Lines of data

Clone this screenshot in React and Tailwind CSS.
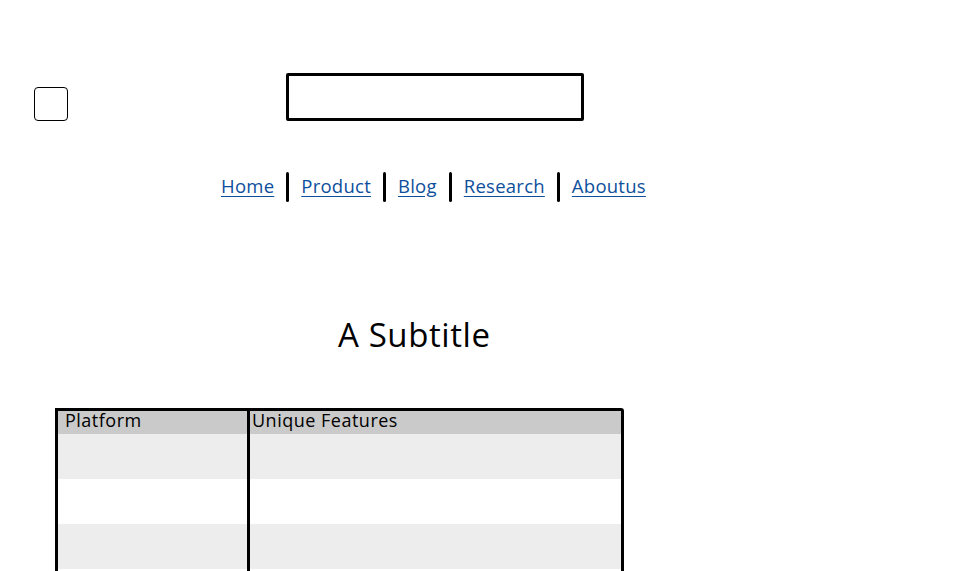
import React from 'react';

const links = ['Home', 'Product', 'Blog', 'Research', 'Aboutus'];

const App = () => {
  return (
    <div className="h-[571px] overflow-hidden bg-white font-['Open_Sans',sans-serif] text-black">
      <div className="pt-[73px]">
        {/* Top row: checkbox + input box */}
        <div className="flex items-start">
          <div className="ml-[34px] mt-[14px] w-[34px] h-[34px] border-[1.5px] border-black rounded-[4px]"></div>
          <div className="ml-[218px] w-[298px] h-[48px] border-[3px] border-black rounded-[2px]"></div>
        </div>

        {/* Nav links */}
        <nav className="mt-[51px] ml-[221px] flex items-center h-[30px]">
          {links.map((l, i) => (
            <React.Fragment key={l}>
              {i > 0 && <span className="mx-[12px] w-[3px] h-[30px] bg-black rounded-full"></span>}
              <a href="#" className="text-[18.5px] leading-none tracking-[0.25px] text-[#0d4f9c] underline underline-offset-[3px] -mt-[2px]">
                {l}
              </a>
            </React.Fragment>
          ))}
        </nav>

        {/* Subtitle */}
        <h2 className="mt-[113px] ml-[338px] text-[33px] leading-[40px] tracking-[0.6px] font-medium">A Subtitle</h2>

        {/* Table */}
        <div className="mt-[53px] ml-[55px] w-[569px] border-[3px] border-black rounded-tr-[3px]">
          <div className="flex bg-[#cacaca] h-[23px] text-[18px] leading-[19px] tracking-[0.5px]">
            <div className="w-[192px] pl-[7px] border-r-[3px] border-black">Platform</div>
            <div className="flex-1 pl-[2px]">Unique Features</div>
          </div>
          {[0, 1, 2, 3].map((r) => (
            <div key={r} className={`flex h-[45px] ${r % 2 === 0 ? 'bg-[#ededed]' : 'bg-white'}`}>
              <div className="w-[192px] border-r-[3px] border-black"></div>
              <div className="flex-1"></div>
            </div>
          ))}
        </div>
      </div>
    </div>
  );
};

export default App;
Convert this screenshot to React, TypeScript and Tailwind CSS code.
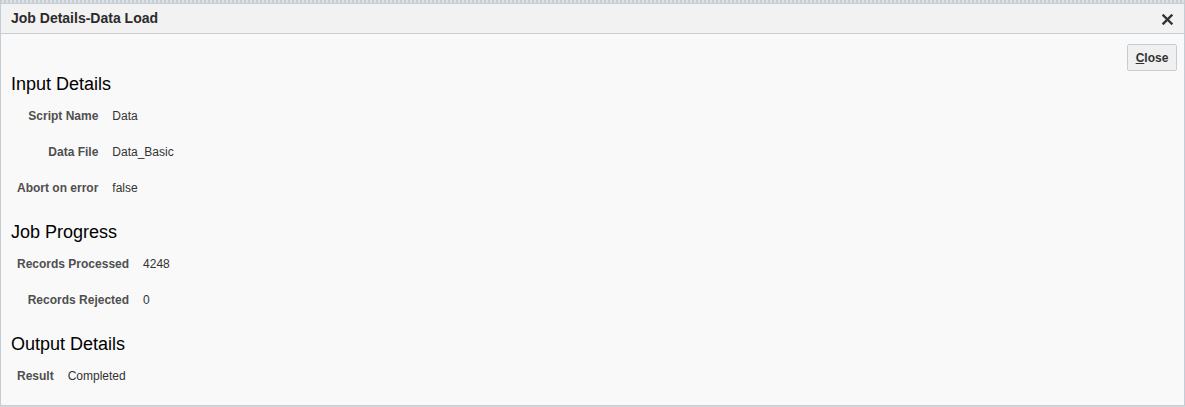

---

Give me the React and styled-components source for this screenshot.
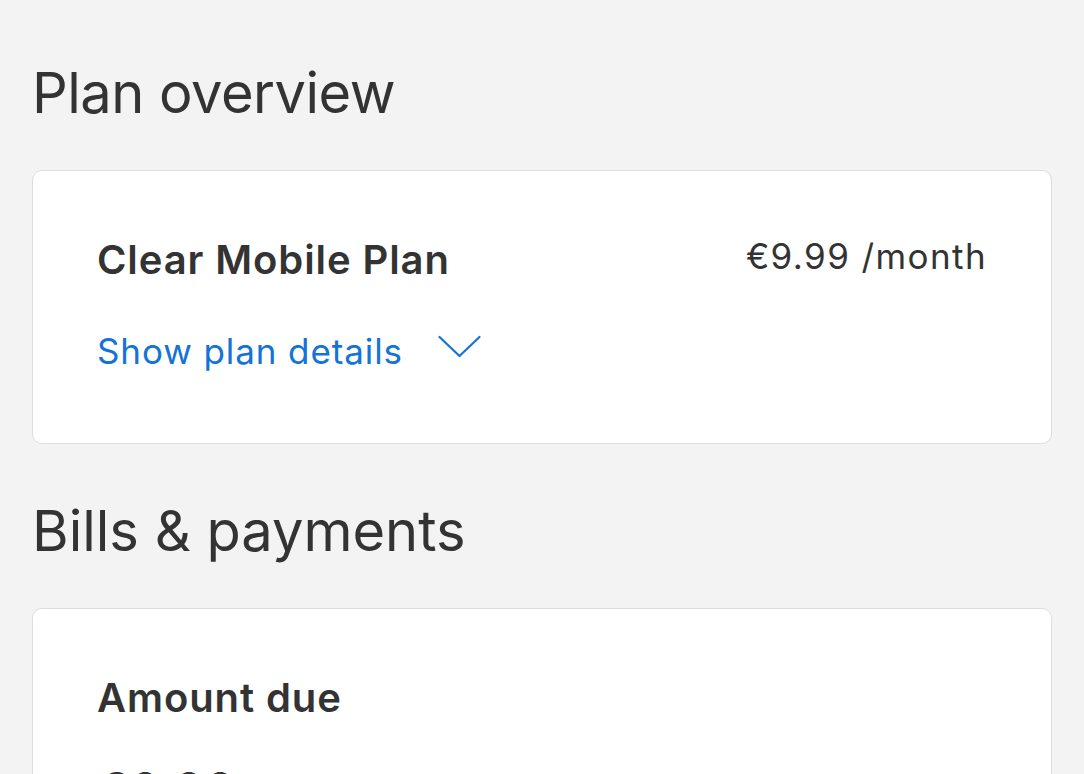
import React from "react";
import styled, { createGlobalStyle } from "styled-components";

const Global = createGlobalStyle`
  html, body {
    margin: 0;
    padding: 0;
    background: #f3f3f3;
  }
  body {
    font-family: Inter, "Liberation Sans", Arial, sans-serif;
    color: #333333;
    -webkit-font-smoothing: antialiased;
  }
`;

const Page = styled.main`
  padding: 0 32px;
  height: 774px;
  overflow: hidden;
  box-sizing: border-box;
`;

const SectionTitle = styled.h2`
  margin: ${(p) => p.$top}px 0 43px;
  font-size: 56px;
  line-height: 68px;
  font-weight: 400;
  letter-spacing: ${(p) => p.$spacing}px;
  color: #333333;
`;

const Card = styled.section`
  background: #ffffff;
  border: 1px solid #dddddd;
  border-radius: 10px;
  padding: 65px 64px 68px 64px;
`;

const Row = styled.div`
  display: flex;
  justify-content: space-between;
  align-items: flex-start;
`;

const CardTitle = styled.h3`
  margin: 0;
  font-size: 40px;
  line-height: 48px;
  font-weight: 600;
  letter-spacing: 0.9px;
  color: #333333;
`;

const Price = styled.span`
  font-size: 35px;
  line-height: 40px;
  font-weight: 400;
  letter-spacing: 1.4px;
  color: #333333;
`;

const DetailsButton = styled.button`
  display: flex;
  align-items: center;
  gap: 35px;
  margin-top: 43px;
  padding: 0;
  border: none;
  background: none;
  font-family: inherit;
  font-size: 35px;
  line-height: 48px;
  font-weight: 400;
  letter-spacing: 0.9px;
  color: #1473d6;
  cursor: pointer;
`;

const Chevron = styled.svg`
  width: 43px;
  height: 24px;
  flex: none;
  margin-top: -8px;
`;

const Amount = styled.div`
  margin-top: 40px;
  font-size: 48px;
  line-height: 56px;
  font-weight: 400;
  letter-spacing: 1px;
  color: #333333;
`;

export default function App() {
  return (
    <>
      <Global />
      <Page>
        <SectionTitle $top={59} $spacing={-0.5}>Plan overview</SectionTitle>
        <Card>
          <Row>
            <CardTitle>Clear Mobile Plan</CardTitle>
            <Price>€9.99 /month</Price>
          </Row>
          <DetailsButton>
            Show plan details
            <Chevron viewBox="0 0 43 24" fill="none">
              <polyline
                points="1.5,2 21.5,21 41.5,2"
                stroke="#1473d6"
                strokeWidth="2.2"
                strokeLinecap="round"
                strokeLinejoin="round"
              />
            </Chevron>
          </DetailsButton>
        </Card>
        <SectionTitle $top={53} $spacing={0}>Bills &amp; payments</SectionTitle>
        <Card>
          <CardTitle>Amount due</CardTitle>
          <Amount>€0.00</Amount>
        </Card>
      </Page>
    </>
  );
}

● EXERCISE GOAL:
Give the number of lines in the records above that contain the word "screenshot". Reply with that number alone.

● COMPLETE ANSWER:
3